* _Recorded data_:
---*---

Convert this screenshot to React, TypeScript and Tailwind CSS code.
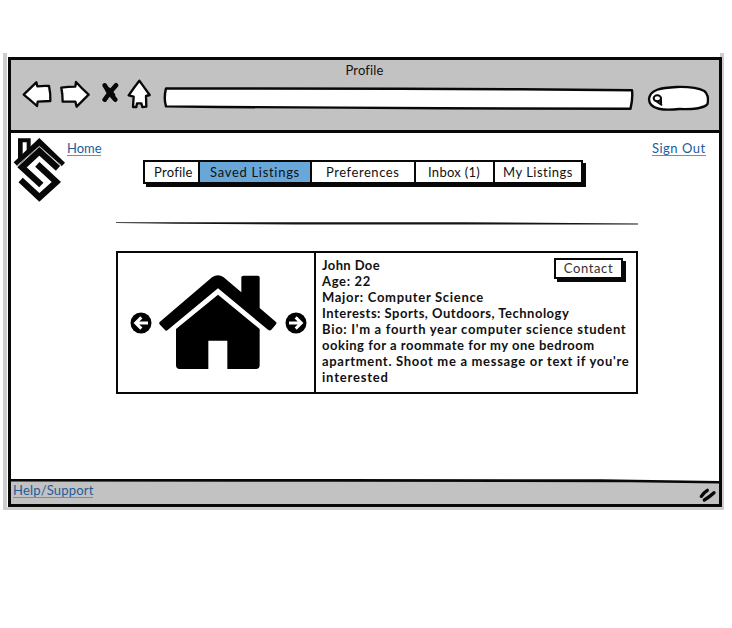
import React from "react";

const ink = "#080808";

function BackArrow() {
  return (
    <svg width="30" height="28" viewBox="66 105 90 84" fill="#fff" stroke={ink} strokeWidth="7" strokeLinejoin="round">
      <path d="M71 149 L109 112 L112 124 Q130 122 147 123 Q152 145 151 168 L113 170 L111 183 Q92 166 71 149Z" />
    </svg>
  );
}

function ForwardArrow() {
  return (
    <svg width="30" height="28" viewBox="180 105 90 84" fill="#fff" stroke={ink} strokeWidth="7" strokeLinejoin="round">
      <path d="M184 128 Q204 125 226 125 L228 111 Q246 131 266 149 L230 185 L226 170 L188 170 Q188 148 184 128Z" />
    </svg>
  );
}

function StopCross() {
  return (
    <svg width="18" height="22" viewBox="304 108 54 66" fill="none" stroke={ink} strokeLinecap="round">
      <path d="M315 121 Q328 145 347 164" strokeWidth="14" />
      <path d="M349 121 Q332 138 315 164" strokeWidth="14" />
      <path d="M326 136 L338 150" strokeWidth="17" />
    </svg>
  );
}

function HomeIcon() {
  return (
    <svg width="24" height="30" viewBox="381 102 72 90" fill="#fff" stroke={ink} strokeWidth="7" strokeLinejoin="round">
      <path d="M418 107 Q433 128 449 150 L438 153 L439 185 L427 186 L424 175 L411 175 L409 186 L399 186 L401 155 L386 151 Q403 126 418 107Z" />
    </svg>
  );
}

function AddressBar() {
  return (
    <svg width="472" height="24" viewBox="162 86 472 24" fill="#fff" stroke={ink} strokeWidth="2.4" strokeLinejoin="round">
      <path d="M166 88.4 L400 88.8 L520 89.3 L632 90.2 Q633 98 630.5 108.8 L440 108.3 L340 107.6 L220 107 L166 106.4 Q163.5 98 166 88.4Z" />
    </svg>
  );
}

function SearchBox() {
  return (
    <svg width="64" height="28" viewBox="141 119 192 84" fill="#fff" stroke={ink} strokeWidth="7" strokeLinecap="round">
      <path d="M147 161 C150 133 182 127 230 125 C268 124 299 130 313 137 C323 145 325 162 323 175 C316 187 283 193 238 191 C195 196 147 194 147 161Z" />
      <ellipse cx="172" cy="159" rx="11" ry="9" strokeWidth="6" />
      <path d="M183 161 L183 177 M172 170 L184 178" strokeWidth="6" />
    </svg>
  );
}

function Logo() {
  return (
    <svg width="53" height="66" viewBox="39 36 159 198" fill="none" stroke={ink}>
      <path fill={ink} stroke="none" fillRule="evenodd" d="M54 40 H92 V84 L54 118Z M68 52 V88 L80 78 V52Z" />
      <path fill={ink} stroke="none" d="M118 39 L195 113 L185 124 L118 65 L52 124 L41 112Z" />
      <path d="M174 130 L118 79 L66 127 L124 180" strokeWidth="19" />
      <path d="M112 118 L169 171 L118 217 L62 165" strokeWidth="19" />
      <path d="M50 123 L118 64 L184 122" stroke="#ddd" strokeWidth="2.5" />
    </svg>
  );
}

function House() {
  return (
    <svg width="118" height="95" viewBox="147 105 354 285" fill="#000">
      <path d="M149 246 L307 111 Q324 101 340 111 L394 157 V112 Q394 107 400 107 H444 Q449 107 449 112 V204 L498 246 Q501 249 498 253 L484 269 Q480 273 475 270 L324 145 L173 270 Q169 274 165 270 L150 254 Q146 250 149 246Z" />
      <path d="M198 267 L324 164 L449 267 V376 Q449 387 438 387 H352 V302 H295 V387 H209 Q198 387 198 376Z" />
    </svg>
  );
}

function CircleArrow({ flip = false }: { flip?: boolean }) {
  return (
    <svg width="22" height="22" viewBox="0 0 66 66" className={flip ? "-scale-x-100" : ""}>
      <circle cx="33" cy="33" r="31.5" fill="#000" />
      <path d="M54 33 H18 M34 16 L17 33 L34 50" fill="none" stroke="#fff" strokeWidth="9" />
    </svg>
  );
}

const tabs = [
  { label: "Profile", style: "w-[53px] pl-[9px] tracking-[0.25px]" },
  { label: "Saved Listings", style: "w-[112px] pl-[10px] bg-[#69a7d8] border-l-2 tracking-[0.7px]" },
  { label: "Preferences", style: "w-[104px] pl-[14px] border-l-2 tracking-[0.55px]" },
  { label: "Inbox (1)", style: "w-[79px] pl-[12px] border-l-2 tracking-[0.3px]" },
  { label: "My Listings", style: "w-[88px] pl-[8px] border-l-2 tracking-[0.5px]" },
];

const details = [
  { text: "John Doe", style: "tracking-[0.4px]" },
  { text: "Age: 22", style: "tracking-[0.65px]" },
  { text: "Major: Computer Science", style: "tracking-[0.7px]" },
  { text: "Interests: Sports, Outdoors, Technology", style: "tracking-[0.5px]" },
  { text: "Bio: I'm a fourth year computer science student", style: "tracking-[0.69px]" },
  { text: "ooking for a roommate for my one bedroom", style: "tracking-[0.52px]" },
  { text: "apartment. Shoot me a message or text if you're", style: "tracking-[0.69px]" },
  { text: "interested", style: "tracking-[0.8px]" },
];

const link = "h-[15px] border-b border-[#5796c8] text-[13px] leading-[15px] text-[#1d5b9b] whitespace-nowrap";

export default function App() {
  return (
    <div className="h-[628px] w-[732px] overflow-hidden bg-white pt-[53px] pl-[3px] font-['Lato',sans-serif] text-[13px] text-[#111]">
      <div className="h-[457px] w-[721px] border-x-4 border-b-3 border-[#cdcdcd] pt-1 pl-px">
        <div className="flex h-[450px] w-[714px] flex-col border-3 border-[#080808] bg-[#c2c2c2]">
          <header className="h-[73px] shrink-0 border-b-3 border-[#080808]">
            <div className="flex h-[21px] justify-center pt-[2px] pr-px leading-[16px] tracking-[0.15px]">Profile</div>
            <div className="flex h-[30px] items-start">
              <div className="ml-[11px] -mt-px"><BackArrow /></div>
              <div className="ml-[8px] -mt-px"><ForwardArrow /></div>
              <div className="ml-[11px]"><StopCross /></div>
              <div className="ml-[8px] -mt-[2px]"><HomeIcon /></div>
              <div className="ml-[11px] pt-[5px]"><AddressBar /></div>
              <div className="ml-[13px] pt-[4px]"><SearchBox /></div>
            </div>
          </header>

          <main className="h-[346px] shrink-0 bg-white">
            <div className="flex h-[89px]">
              <div className="w-[56px] pt-[4px] pl-[2px]"><Logo /></div>
              <div className="w-[76px] pt-[8px]">
                <a className={`${link} block w-[34px]`}>Home</a>
              </div>
              <nav className="mt-[27px] flex h-[24px] w-[440px] border-2 border-[#080808] bg-white shadow-[3px_3px_0_#080808]">
                {tabs.map((tab) => (
                  <div key={tab.label} className={`border-[#080808] leading-[20px] whitespace-nowrap ${tab.style}`}>
                    {tab.label}
                  </div>
                ))}
              </nav>
              <div className="ml-[69px] pt-[8px]">
                <a className={`${link} block w-[54px] tracking-[0.5px]`}>Sign Out</a>
              </div>
            </div>

            <svg className="ml-[105px] block" width="522" height="4" viewBox="0 0 522 4">
              <path d="M0 0.3 L100 0.2 L350 0.3 L522 1.4 V2.6 L360 2.6 L180 2.5 L60 1.7 L0 1Z" fill="#151515" />
            </svg>

            <section className="mt-[25px] ml-[105px] flex h-[143px] w-[522px] border-2 border-[#080808]">
              <div className="flex w-[198px] items-center border-r-2 border-[#080808]">
                <div className="ml-[12px]"><CircleArrow /></div>
                <div className="ml-[7px]"><House /></div>
                <div className="ml-[8px]"><CircleArrow flip /></div>
              </div>
              <div className="flex flex-1 justify-between pt-[4px] pl-[6px]">
                <div className="w-0 leading-[16px] font-bold whitespace-nowrap">
                  {details.map((line) => (
                    <p key={line.text} className={line.style}>{line.text}</p>
                  ))}
                </div>
                <button className="mt-px mr-[13px] h-[21px] w-[69px] border-2 border-[#080808] bg-white text-center leading-[17px] tracking-[0.6px] text-[#333] shadow-[3px_3px_0_#080808]">
                  Contact
                </button>
              </div>
            </section>
          </main>

          <footer className="flex h-[25px] shrink-0 flex-col">
            <svg className="block shrink-0" width="708" height="5" viewBox="0 0 708 5">
              <path d="M0 0 H708 V3 L0 1Z" fill="#fff" />
              <path d="M0 0 L330 0 L590 0.3 L708 2 V4.6 L620 3.3 L330 2.7 L0 2.6Z" fill={ink} />
            </svg>
            <div className="flex justify-between pl-[2px] pr-[2px]">
              <a className={`${link} -mt-px w-[80px] tracking-[0.2px]`}>Help/Support</a>
              <svg className="mt-[4px]" width="18" height="15" viewBox="298 54 54 45" stroke={ink} strokeWidth="10" strokeLinecap="round" fill="none">
                <path d="M305 79 Q312 68 323 61 M314 90 Q330 80 343 68" />
              </svg>
            </div>
          </footer>
        </div>
      </div>
    </div>
  );
}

---*---

* _Required task_: From the data above, work out how many lines hold "React". Answer with the number alone.

* _Answer below_: 2